** start of Material provided **

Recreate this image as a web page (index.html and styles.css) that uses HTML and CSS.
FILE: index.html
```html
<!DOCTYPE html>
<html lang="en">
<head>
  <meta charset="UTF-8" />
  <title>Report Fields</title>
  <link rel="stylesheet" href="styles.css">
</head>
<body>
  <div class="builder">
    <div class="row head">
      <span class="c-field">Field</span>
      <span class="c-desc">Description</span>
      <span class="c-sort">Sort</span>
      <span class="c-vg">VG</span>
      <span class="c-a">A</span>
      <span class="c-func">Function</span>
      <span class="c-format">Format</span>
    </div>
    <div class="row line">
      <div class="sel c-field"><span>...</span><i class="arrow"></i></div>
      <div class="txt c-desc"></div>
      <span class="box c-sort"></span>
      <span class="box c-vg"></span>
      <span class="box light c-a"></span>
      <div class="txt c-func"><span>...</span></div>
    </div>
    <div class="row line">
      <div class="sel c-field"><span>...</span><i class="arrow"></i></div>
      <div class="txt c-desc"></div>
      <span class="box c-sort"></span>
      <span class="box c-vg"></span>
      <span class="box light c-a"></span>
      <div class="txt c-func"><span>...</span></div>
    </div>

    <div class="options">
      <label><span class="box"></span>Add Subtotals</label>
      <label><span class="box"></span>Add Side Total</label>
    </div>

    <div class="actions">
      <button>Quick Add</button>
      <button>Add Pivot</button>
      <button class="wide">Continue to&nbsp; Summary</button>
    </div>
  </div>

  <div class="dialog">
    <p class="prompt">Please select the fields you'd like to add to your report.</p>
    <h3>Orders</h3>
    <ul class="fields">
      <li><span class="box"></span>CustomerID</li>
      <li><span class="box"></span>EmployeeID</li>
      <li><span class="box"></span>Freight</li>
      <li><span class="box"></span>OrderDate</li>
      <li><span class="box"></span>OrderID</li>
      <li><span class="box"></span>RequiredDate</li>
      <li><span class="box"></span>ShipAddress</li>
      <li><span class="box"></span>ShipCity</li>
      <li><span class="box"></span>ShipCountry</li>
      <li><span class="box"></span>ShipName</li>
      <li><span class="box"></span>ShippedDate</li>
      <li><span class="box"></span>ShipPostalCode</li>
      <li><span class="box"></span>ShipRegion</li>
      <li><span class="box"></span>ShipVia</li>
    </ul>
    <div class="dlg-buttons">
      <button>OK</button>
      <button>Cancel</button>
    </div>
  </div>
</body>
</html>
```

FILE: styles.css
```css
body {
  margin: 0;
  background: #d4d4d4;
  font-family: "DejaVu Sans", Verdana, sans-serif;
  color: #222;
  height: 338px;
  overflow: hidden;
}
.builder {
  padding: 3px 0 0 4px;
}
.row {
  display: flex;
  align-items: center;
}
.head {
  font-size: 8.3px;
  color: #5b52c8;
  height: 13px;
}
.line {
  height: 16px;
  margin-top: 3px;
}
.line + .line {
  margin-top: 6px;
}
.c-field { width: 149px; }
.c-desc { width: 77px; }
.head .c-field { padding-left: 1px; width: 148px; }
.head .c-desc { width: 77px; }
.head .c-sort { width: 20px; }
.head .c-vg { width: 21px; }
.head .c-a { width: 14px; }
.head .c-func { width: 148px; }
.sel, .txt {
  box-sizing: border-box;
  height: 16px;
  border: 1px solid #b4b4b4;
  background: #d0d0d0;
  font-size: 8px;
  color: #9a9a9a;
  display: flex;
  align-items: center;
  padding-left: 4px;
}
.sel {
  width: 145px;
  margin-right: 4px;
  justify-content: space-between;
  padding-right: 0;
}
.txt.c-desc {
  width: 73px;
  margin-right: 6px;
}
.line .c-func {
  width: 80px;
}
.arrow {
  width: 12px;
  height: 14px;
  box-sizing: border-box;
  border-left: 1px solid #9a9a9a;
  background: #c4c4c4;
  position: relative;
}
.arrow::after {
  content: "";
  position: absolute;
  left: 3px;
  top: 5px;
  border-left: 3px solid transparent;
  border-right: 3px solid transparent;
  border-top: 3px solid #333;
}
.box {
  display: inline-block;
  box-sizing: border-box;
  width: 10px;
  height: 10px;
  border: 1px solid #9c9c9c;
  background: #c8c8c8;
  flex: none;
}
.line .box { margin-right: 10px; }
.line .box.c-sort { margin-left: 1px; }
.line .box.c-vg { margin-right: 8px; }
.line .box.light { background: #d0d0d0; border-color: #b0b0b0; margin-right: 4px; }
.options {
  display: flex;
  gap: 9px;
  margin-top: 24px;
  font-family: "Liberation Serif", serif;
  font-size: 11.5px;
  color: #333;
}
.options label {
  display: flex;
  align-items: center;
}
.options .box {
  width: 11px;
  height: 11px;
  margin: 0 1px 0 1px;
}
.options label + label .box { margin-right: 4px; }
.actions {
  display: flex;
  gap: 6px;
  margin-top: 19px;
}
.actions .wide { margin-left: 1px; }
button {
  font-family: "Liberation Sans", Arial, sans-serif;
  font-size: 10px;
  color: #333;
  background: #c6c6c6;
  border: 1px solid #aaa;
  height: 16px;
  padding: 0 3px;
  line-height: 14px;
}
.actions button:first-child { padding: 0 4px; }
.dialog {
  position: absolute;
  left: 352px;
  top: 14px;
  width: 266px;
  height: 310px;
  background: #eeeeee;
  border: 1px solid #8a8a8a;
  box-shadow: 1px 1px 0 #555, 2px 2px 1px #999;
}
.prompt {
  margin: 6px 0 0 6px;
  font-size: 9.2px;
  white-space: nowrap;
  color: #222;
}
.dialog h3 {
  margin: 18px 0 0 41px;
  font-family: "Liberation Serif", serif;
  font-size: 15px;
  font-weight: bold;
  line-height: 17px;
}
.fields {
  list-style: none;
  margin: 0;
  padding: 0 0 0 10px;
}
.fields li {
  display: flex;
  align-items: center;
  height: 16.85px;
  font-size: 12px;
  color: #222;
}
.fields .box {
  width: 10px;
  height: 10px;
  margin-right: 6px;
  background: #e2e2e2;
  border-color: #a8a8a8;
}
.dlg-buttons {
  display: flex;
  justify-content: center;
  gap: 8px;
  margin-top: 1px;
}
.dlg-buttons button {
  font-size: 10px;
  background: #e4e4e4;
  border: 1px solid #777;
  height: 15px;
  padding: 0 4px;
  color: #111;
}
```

** end of Material provided **
** start of Material provided **

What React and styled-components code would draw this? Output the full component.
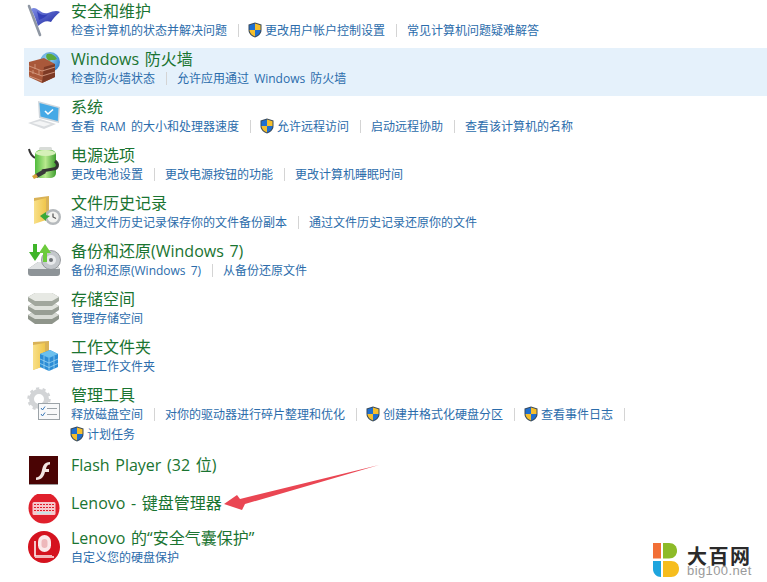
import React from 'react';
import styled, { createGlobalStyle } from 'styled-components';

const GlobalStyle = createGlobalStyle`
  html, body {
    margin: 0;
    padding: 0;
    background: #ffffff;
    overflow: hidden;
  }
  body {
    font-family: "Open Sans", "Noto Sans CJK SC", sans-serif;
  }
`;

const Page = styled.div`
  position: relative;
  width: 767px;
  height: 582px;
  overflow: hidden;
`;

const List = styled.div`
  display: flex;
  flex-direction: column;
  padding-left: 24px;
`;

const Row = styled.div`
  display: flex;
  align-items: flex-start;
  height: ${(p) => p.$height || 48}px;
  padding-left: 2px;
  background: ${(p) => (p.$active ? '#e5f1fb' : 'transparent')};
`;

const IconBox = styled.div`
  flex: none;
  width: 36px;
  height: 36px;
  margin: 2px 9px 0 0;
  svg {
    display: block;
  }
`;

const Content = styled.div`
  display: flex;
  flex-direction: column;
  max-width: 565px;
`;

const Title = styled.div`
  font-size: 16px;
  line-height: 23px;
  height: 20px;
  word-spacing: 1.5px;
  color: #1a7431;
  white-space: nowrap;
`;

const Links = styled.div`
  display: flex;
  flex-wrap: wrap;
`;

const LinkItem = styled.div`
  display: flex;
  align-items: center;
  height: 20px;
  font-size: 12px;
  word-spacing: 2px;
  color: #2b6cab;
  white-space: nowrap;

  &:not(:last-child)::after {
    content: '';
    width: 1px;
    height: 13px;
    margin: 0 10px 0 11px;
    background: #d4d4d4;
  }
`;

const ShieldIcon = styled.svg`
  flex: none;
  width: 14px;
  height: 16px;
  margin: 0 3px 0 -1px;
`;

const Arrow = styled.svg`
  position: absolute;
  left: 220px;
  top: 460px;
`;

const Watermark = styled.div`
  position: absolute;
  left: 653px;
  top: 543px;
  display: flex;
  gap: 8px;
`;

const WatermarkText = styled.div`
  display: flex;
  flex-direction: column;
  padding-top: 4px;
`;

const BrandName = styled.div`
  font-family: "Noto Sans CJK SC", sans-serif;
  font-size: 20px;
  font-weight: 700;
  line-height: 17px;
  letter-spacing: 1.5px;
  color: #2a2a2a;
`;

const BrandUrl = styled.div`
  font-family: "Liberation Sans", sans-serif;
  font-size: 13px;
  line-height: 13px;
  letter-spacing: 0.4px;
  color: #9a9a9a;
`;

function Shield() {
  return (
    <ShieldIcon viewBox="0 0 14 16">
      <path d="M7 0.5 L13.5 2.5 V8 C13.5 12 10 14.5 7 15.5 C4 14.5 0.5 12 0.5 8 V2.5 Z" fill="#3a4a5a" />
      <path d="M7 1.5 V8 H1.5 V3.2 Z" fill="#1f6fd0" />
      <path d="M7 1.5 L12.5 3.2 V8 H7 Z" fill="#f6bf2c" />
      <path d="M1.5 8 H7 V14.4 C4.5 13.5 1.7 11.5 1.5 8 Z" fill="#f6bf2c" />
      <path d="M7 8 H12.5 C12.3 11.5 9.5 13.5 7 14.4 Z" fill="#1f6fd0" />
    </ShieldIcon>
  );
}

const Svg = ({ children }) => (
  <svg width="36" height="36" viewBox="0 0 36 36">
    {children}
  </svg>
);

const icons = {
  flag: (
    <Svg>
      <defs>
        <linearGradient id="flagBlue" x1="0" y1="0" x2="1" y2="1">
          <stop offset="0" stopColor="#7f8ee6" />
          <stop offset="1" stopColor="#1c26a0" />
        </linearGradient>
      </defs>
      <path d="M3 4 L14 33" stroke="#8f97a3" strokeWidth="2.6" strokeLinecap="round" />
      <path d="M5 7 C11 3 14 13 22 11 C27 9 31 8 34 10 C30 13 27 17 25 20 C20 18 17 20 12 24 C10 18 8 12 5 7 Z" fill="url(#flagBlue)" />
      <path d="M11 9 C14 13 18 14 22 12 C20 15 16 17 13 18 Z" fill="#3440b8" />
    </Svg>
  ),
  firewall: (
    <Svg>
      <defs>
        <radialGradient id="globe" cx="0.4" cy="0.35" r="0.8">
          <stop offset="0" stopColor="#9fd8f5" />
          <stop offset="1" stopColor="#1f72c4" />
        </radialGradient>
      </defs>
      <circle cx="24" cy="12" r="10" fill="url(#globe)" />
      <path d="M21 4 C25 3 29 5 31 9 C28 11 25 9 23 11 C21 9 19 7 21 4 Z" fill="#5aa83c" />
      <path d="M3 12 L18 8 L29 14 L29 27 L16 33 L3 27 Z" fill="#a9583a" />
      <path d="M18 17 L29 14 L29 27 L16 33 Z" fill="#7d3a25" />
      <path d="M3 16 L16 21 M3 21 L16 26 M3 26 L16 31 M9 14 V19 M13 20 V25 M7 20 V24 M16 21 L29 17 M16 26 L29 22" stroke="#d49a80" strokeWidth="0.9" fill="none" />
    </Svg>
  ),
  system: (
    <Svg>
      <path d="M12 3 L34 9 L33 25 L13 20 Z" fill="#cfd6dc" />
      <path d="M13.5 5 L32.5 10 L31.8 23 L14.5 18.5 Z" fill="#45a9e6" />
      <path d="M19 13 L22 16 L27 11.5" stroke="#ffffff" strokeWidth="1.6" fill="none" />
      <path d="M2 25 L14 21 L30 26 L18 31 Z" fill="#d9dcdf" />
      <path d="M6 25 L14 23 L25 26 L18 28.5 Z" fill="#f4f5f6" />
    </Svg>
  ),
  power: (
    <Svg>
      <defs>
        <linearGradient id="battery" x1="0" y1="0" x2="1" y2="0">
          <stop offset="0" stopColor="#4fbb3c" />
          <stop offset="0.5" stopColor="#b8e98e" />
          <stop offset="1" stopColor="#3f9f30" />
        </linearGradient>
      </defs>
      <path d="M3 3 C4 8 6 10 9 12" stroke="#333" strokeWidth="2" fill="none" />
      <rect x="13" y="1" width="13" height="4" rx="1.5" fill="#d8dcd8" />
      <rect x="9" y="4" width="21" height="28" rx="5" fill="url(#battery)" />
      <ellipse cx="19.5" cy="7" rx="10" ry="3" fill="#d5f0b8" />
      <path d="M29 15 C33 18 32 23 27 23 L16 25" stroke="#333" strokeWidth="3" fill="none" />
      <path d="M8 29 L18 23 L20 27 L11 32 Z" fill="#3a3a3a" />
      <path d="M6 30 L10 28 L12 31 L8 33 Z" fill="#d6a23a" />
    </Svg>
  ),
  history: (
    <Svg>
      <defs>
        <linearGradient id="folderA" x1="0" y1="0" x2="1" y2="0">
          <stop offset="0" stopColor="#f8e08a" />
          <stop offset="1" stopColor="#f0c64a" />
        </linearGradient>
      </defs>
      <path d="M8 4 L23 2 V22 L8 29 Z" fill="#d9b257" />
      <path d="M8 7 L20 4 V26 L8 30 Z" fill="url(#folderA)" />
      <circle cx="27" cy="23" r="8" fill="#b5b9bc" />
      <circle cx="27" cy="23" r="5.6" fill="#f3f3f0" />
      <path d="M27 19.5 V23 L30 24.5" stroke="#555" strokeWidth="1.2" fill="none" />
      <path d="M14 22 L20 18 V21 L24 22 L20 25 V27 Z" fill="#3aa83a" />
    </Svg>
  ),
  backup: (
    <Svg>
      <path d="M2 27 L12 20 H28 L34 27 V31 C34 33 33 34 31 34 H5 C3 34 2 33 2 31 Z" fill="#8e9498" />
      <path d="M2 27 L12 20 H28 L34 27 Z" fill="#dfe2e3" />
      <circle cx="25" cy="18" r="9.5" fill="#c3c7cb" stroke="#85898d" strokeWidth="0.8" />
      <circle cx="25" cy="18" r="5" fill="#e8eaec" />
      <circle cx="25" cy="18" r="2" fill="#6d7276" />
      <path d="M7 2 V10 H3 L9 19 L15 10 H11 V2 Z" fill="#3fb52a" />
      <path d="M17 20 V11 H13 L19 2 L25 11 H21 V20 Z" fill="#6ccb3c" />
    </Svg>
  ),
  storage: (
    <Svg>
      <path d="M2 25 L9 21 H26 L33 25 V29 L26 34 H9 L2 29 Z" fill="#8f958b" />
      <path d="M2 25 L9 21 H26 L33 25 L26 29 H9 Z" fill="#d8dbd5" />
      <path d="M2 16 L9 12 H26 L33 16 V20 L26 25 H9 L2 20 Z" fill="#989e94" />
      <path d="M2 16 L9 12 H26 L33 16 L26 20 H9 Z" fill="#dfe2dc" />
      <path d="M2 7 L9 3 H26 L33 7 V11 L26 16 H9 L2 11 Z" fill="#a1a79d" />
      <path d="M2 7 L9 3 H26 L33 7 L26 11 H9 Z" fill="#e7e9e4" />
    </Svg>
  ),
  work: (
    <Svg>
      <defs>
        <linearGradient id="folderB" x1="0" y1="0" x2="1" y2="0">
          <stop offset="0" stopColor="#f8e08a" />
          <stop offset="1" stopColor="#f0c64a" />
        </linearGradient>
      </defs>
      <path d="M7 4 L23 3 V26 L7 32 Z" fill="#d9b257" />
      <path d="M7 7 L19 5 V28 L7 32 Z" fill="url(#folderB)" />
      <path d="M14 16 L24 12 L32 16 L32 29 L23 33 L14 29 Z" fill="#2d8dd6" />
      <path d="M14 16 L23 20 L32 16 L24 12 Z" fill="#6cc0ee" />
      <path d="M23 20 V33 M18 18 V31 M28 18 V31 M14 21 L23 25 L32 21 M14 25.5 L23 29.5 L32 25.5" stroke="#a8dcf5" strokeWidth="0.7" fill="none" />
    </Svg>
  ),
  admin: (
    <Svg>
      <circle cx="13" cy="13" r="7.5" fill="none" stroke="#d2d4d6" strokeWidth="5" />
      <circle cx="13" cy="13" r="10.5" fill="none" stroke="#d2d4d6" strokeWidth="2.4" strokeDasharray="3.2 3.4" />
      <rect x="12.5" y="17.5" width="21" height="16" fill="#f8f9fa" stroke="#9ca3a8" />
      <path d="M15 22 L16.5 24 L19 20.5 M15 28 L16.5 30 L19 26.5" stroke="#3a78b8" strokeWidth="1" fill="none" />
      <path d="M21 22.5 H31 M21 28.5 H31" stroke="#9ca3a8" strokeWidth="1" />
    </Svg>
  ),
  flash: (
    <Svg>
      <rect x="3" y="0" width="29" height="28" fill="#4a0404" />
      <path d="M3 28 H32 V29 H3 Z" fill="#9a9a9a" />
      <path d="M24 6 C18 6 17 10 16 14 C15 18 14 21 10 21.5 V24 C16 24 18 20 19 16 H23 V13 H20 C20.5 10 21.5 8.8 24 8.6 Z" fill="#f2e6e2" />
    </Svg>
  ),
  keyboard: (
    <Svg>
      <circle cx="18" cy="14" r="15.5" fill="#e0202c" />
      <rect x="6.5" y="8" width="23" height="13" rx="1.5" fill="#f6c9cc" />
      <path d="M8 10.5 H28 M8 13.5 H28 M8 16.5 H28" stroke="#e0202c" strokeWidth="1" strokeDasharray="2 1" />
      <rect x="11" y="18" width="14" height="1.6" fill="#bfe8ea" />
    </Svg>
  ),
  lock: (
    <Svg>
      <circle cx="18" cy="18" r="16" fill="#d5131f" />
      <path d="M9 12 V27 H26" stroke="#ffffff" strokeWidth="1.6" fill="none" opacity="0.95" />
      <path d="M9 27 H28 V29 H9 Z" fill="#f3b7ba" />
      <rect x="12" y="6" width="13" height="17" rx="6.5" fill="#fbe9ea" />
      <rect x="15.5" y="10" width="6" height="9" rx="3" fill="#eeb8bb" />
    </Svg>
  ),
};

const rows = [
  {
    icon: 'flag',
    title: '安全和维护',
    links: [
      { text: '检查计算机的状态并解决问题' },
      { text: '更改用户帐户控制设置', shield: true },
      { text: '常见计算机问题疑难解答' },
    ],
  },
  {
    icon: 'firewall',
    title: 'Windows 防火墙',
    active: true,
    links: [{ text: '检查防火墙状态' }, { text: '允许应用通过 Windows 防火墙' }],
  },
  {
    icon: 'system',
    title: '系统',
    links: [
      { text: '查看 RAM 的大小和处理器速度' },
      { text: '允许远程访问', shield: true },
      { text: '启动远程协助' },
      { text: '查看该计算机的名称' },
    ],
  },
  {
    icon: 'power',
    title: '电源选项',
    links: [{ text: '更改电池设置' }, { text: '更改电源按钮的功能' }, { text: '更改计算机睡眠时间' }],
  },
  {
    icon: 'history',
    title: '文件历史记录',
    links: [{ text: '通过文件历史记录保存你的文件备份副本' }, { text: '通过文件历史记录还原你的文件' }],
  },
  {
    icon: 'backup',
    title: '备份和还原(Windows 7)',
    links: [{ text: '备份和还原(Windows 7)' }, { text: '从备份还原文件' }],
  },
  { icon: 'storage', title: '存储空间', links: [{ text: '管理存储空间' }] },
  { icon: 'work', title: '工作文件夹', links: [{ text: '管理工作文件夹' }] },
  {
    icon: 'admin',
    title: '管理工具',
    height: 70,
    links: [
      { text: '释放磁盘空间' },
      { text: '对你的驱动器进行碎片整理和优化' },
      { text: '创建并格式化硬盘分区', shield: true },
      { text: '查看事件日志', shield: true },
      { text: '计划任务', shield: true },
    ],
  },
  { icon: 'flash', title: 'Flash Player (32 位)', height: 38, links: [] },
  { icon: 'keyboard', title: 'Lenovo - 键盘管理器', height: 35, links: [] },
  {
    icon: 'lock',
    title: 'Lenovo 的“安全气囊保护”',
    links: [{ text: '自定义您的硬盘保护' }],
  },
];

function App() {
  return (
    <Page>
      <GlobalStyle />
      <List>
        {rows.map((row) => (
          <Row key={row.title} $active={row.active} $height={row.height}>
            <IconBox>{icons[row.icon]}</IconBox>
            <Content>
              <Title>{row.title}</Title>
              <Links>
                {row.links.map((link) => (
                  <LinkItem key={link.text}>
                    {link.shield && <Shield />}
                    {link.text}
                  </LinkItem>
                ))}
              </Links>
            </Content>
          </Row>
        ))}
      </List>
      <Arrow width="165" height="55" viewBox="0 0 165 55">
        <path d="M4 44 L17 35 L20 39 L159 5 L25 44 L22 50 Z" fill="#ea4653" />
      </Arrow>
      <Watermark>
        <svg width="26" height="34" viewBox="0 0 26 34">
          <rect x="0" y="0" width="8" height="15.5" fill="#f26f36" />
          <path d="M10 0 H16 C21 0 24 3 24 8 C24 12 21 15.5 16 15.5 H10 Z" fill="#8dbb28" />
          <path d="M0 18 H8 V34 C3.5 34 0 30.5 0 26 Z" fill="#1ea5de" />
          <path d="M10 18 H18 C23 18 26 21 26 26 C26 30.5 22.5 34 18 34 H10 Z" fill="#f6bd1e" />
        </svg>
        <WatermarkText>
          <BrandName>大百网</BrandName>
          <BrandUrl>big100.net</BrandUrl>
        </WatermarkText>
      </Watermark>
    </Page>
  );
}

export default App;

** end of Material provided **

> Goal of the exercise:
Find the lines holding "React" and list every one.

> Answer to this task:
What React and styled-components code would draw this? Output the full component.
import React from 'react';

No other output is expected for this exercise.